_SHORT PROBLEM_. Take each line that has the word "with" and return it.
=======
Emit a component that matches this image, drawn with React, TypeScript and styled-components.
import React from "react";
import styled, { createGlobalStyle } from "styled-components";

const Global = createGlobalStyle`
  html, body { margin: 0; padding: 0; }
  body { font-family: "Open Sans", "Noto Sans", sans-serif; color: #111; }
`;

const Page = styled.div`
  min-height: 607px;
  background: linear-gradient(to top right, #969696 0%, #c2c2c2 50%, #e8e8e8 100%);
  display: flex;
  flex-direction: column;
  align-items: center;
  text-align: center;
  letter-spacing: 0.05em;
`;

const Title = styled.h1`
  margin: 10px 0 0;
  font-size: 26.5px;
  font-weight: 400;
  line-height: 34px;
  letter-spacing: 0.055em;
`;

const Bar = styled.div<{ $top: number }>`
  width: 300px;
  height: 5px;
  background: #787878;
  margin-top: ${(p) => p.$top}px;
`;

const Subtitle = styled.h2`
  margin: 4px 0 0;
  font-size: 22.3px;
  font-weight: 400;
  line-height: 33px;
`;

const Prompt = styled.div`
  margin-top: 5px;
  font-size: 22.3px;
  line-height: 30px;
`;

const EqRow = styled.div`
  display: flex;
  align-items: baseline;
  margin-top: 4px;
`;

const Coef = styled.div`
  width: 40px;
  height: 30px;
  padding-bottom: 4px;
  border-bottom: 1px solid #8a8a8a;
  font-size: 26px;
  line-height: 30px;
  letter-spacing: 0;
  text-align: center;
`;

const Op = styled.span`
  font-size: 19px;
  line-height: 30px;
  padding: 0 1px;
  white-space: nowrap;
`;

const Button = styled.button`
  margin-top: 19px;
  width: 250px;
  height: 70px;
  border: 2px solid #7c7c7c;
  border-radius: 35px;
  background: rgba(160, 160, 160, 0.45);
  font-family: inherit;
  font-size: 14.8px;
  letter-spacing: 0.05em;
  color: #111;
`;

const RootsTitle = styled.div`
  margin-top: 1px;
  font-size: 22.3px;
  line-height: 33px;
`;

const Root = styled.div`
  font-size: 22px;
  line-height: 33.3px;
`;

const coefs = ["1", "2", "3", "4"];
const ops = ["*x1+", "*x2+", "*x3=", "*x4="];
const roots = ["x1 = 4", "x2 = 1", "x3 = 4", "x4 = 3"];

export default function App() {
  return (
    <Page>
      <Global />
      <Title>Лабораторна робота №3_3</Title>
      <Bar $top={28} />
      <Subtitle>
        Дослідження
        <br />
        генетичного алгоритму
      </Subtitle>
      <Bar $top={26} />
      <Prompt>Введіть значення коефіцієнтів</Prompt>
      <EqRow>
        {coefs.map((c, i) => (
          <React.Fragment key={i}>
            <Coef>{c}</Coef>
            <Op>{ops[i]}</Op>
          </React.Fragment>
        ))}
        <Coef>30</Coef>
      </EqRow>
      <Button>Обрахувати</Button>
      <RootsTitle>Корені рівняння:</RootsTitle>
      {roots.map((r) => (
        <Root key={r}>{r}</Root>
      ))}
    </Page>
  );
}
=======
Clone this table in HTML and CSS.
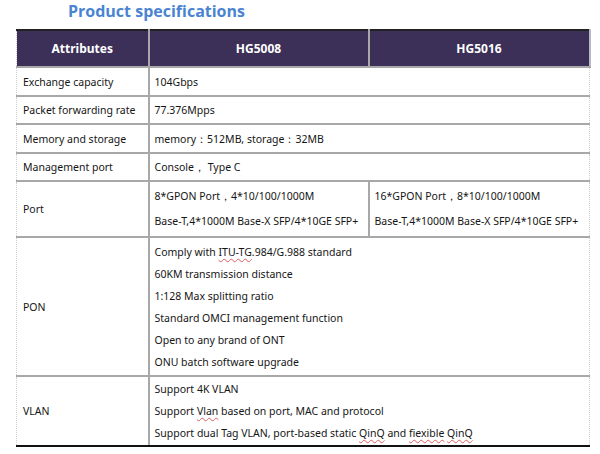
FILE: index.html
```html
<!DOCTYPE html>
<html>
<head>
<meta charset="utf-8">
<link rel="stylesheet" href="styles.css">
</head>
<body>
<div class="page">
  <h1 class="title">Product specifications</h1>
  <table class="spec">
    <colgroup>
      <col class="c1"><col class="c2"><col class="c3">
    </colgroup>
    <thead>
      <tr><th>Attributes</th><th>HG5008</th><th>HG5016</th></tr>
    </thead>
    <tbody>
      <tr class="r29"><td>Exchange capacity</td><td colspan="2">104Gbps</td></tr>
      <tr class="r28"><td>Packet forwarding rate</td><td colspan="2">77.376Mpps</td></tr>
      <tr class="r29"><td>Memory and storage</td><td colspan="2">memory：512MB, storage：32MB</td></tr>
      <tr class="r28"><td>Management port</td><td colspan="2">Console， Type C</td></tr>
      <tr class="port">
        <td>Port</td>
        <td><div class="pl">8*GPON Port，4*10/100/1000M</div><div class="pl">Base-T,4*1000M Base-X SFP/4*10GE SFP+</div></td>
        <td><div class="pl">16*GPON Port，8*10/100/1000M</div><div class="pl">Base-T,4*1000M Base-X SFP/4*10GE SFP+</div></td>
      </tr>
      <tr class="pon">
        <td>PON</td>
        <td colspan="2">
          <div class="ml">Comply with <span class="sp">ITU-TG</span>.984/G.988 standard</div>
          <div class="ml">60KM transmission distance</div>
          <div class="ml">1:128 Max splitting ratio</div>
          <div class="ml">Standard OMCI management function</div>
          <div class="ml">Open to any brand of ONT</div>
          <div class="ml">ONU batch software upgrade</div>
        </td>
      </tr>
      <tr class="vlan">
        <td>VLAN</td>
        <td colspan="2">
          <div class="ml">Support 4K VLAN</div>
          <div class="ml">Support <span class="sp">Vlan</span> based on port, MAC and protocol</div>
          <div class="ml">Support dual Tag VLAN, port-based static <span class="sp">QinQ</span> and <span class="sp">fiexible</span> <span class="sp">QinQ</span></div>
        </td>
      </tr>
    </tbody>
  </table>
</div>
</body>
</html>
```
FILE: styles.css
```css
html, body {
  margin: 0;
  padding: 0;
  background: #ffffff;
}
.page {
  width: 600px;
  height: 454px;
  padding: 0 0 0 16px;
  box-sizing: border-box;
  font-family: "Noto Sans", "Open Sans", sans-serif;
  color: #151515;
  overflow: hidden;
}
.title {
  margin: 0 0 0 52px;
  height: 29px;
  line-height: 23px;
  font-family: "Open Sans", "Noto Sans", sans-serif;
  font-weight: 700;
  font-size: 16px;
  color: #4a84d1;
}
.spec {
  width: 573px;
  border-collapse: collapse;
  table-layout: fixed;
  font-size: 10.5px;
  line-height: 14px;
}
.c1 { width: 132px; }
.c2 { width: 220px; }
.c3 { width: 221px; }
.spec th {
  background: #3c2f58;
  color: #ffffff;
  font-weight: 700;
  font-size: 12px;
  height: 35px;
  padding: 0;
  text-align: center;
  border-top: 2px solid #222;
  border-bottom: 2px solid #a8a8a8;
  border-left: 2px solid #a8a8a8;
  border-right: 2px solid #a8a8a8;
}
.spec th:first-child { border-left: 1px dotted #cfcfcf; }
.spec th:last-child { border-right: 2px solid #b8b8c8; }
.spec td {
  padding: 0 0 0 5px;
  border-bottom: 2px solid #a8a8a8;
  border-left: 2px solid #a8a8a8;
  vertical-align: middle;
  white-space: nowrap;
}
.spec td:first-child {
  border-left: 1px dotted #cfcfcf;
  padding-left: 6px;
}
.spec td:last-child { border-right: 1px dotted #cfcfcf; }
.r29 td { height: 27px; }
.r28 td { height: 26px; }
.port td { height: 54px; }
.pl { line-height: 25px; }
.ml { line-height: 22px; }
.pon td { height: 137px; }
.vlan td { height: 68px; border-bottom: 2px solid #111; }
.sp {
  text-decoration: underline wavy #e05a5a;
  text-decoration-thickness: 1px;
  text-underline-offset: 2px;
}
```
=======
_RESULT OF THIS TASK_.
Emit a component that matches this image, drawn with React, TypeScript and styled-components.
          <div class="ml">Comply with <span class="sp">ITU-TG</span>.984/G.988 standard</div>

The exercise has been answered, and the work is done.